Aim of the task: Transcribe the records that follow in their entirety, omitting any pictures.

Entries shown:
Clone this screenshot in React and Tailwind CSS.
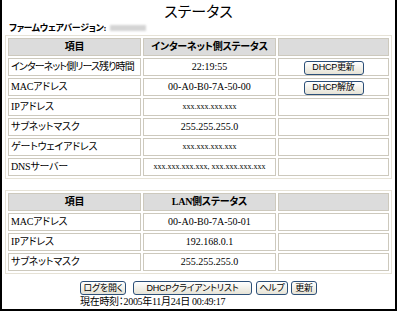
const font = "[font-family:'Liberation_Serif','Noto_Sans_CJK_JP',serif] [font-feature-settings:'palt']";
const btnFont = "[font-family:'Liberation_Sans','Noto_Sans_CJK_JP',sans-serif] [font-feature-settings:'palt']";

const Button = ({ children, className = '' }) => (
  <button
    className={`h-[14px] rounded-[3px] border border-[#2c4f78] bg-gradient-to-b from-white to-[#e6e3d6] p-0 text-[9px] leading-none tracking-[-0.2px] text-black ${btnFont} ${className}`}
  >
    {children}
  </button>
);

const cell = 'h-[18px] border border-[#cdc9bd] p-0 leading-[14px] whitespace-nowrap overflow-hidden';

const StatusTable = ({ title, rows }) => (
  <table className="mx-auto w-[387px] table-fixed border-separate border-spacing-[2px] border border-[#e6e2d6]">
    <colgroup>
      <col className="w-[133px]" />
      <col className="w-[133px]" />
      <col className="w-[111px]" />
    </colgroup>
    <thead>
      <tr>
        <th className={`${cell} bg-[#dcdcdc] text-center text-[10px] font-bold tracking-[-0.3px]`}>項目</th>
        <th className={`${cell} bg-[#dcdcdc] text-center text-[10px] font-bold tracking-[-0.3px]`}>{title}</th>
        <th className={`${cell} bg-[#dcdcdc]`}></th>
      </tr>
    </thead>
    <tbody>
      {rows.map((row, i) => (
        <tr key={i}>
          <td className={`${cell} px-[2px] text-[10px] ${row.tight ? 'tracking-[-0.9px]' : 'tracking-[-0.2px]'}`}>{row.label}</td>
          <td className={`${cell} text-center ${row.small ? 'text-[8px]' : 'text-[10px]'}`}>{row.value}</td>
          <td className={`${cell} text-center`}>
            {row.button && <Button className="w-[60px] align-middle">{row.button}</Button>}
          </td>
        </tr>
      ))}
    </tbody>
  </table>
);

const wanRows = [
  { label: 'インターネット側リース残り時間', value: '22:19:55', button: 'DHCP更新', tight: true },
  { label: 'MACアドレス', value: '00-A0-B0-7A-50-00', button: 'DHCP解放' },
  { label: 'IPアドレス', value: 'xxx.xxx.xxx.xxx', small: true },
  { label: 'サブネットマスク', value: '255.255.255.0' },
  { label: 'ゲートウェイアドレス', value: 'xxx.xxx.xxx.xxx', small: true },
  { label: 'DNSサーバー', value: 'xxx.xxx.xxx.xxx, xxx.xxx.xxx.xxx', small: true },
];

const lanRows = [
  { label: 'MACアドレス', value: '00-A0-B0-7A-50-01' },
  { label: 'IPアドレス', value: '192.168.0.1' },
  { label: 'サブネットマスク', value: '255.255.255.0' },
];

export default function App() {
  return (
    <div className={`h-[315px] w-[400px] overflow-hidden bg-white text-black ${font}`}>
      <div className="h-[311px] w-[397px] border-x-2 border-b-2 border-black">
        <h1 className="pt-[2px] text-center text-[15px] leading-[20px]">ステータス</h1>
        <div className="flex items-center pl-[7px] text-[9px] font-bold leading-[12px] tracking-[-0.3px]">
          ファームウェアバージョン:
          <span className="ml-[4px] inline-block h-[6px] w-[36px] bg-[#d4d4d4] blur-[1px]"></span>
        </div>

        <div className="mt-[1px]">
          <StatusTable title="インターネット側ステータス" rows={wanRows} />
        </div>
        <div className="mt-[11px]">
          <StatusTable title="LAN側ステータス" rows={lanRows} />
        </div>

        <div className="mt-[7px] flex justify-center">
          <div>
            <div className="flex items-center">
              <Button className="w-[46px]">ログを開く</Button>
              <Button className="ml-[7px] w-[119px]">DHCPクライアントリスト</Button>
              <Button className="ml-[4px] w-[32px]">ヘルプ</Button>
              <Button className="ml-[3px] w-[26px]">更新</Button>
            </div>
            <div className="mt-[1px] text-[10px] leading-[12px] tracking-[-0.3px]">現在時刻：2005年11月24日 00:49:17</div>
          </div>
        </div>
      </div>
    </div>
  );
}
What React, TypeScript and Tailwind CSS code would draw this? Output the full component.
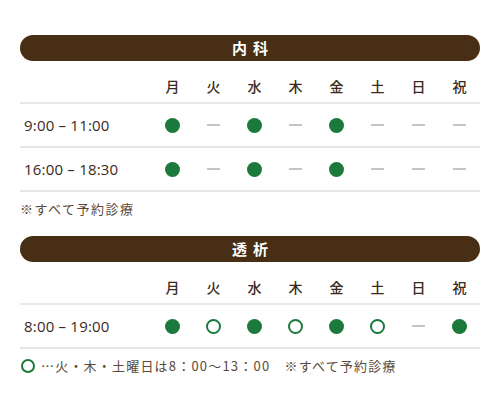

Complete response:
Clone this screenshot in React and Tailwind CSS.
const font = "[font-family:'Liberation_Serif','Noto_Sans_CJK_JP',serif] [font-feature-settings:'palt']";
const btnFont = "[font-family:'Liberation_Sans','Noto_Sans_CJK_JP',sans-serif] [font-feature-settings:'palt']";

const Button = ({ children, className = '' }) => (
  <button
    className={`h-[14px] rounded-[3px] border border-[#2c4f78] bg-gradient-to-b from-white to-[#e6e3d6] p-0 text-[9px] leading-none tracking-[-0.2px] text-black ${btnFont} ${className}`}
  >
    {children}
  </button>
);

const cell = 'h-[18px] border border-[#cdc9bd] p-0 leading-[14px] whitespace-nowrap overflow-hidden';

const StatusTable = ({ title, rows }) => (
  <table className="mx-auto w-[387px] table-fixed border-separate border-spacing-[2px] border border-[#e6e2d6]">
    <colgroup>
      <col className="w-[133px]" />
      <col className="w-[133px]" />
      <col className="w-[111px]" />
    </colgroup>
    <thead>
      <tr>
        <th className={`${cell} bg-[#dcdcdc] text-center text-[10px] font-bold tracking-[-0.3px]`}>項目</th>
        <th className={`${cell} bg-[#dcdcdc] text-center text-[10px] font-bold tracking-[-0.3px]`}>{title}</th>
        <th className={`${cell} bg-[#dcdcdc]`}></th>
      </tr>
    </thead>
    <tbody>
      {rows.map((row, i) => (
        <tr key={i}>
          <td className={`${cell} px-[2px] text-[10px] ${row.tight ? 'tracking-[-0.9px]' : 'tracking-[-0.2px]'}`}>{row.label}</td>
          <td className={`${cell} text-center ${row.small ? 'text-[8px]' : 'text-[10px]'}`}>{row.value}</td>
          <td className={`${cell} text-center`}>
            {row.button && <Button className="w-[60px] align-middle">{row.button}</Button>}
          </td>
        </tr>
      ))}
    </tbody>
  </table>
);

const wanRows = [
  { label: 'インターネット側リース残り時間', value: '22:19:55', button: 'DHCP更新', tight: true },
  { label: 'MACアドレス', value: '00-A0-B0-7A-50-00', button: 'DHCP解放' },
  { label: 'IPアドレス', value: 'xxx.xxx.xxx.xxx', small: true },
  { label: 'サブネットマスク', value: '255.255.255.0' },
  { label: 'ゲートウェイアドレス', value: 'xxx.xxx.xxx.xxx', small: true },
  { label: 'DNSサーバー', value: 'xxx.xxx.xxx.xxx, xxx.xxx.xxx.xxx', small: true },
];

const lanRows = [
  { label: 'MACアドレス', value: '00-A0-B0-7A-50-01' },
  { label: 'IPアドレス', value: '192.168.0.1' },
  { label: 'サブネットマスク', value: '255.255.255.0' },
];

export default function App() {
  return (
    <div className={`h-[315px] w-[400px] overflow-hidden bg-white text-black ${font}`}>
      <div className="h-[311px] w-[397px] border-x-2 border-b-2 border-black">
        <h1 className="pt-[2px] text-center text-[15px] leading-[20px]">ステータス</h1>
        <div className="flex items-center pl-[7px] text-[9px] font-bold leading-[12px] tracking-[-0.3px]">
          ファームウェアバージョン:
          <span className="ml-[4px] inline-block h-[6px] w-[36px] bg-[#d4d4d4] blur-[1px]"></span>
        </div>

        <div className="mt-[1px]">
          <StatusTable title="インターネット側ステータス" rows={wanRows} />
        </div>
        <div className="mt-[11px]">
          <StatusTable title="LAN側ステータス" rows={lanRows} />
        </div>

        <div className="mt-[7px] flex justify-center">
          <div>
            <div className="flex items-center">
              <Button className="w-[46px]">ログを開く</Button>
              <Button className="ml-[7px] w-[119px]">DHCPクライアントリスト</Button>
              <Button className="ml-[4px] w-[32px]">ヘルプ</Button>
              <Button className="ml-[3px] w-[26px]">更新</Button>
            </div>
            <div className="mt-[1px] text-[10px] leading-[12px] tracking-[-0.3px]">現在時刻：2005年11月24日 00:49:17</div>
          </div>
        </div>
      </div>
    </div>
  );
}
What React, TypeScript and Tailwind CSS code would draw this? Output the full component.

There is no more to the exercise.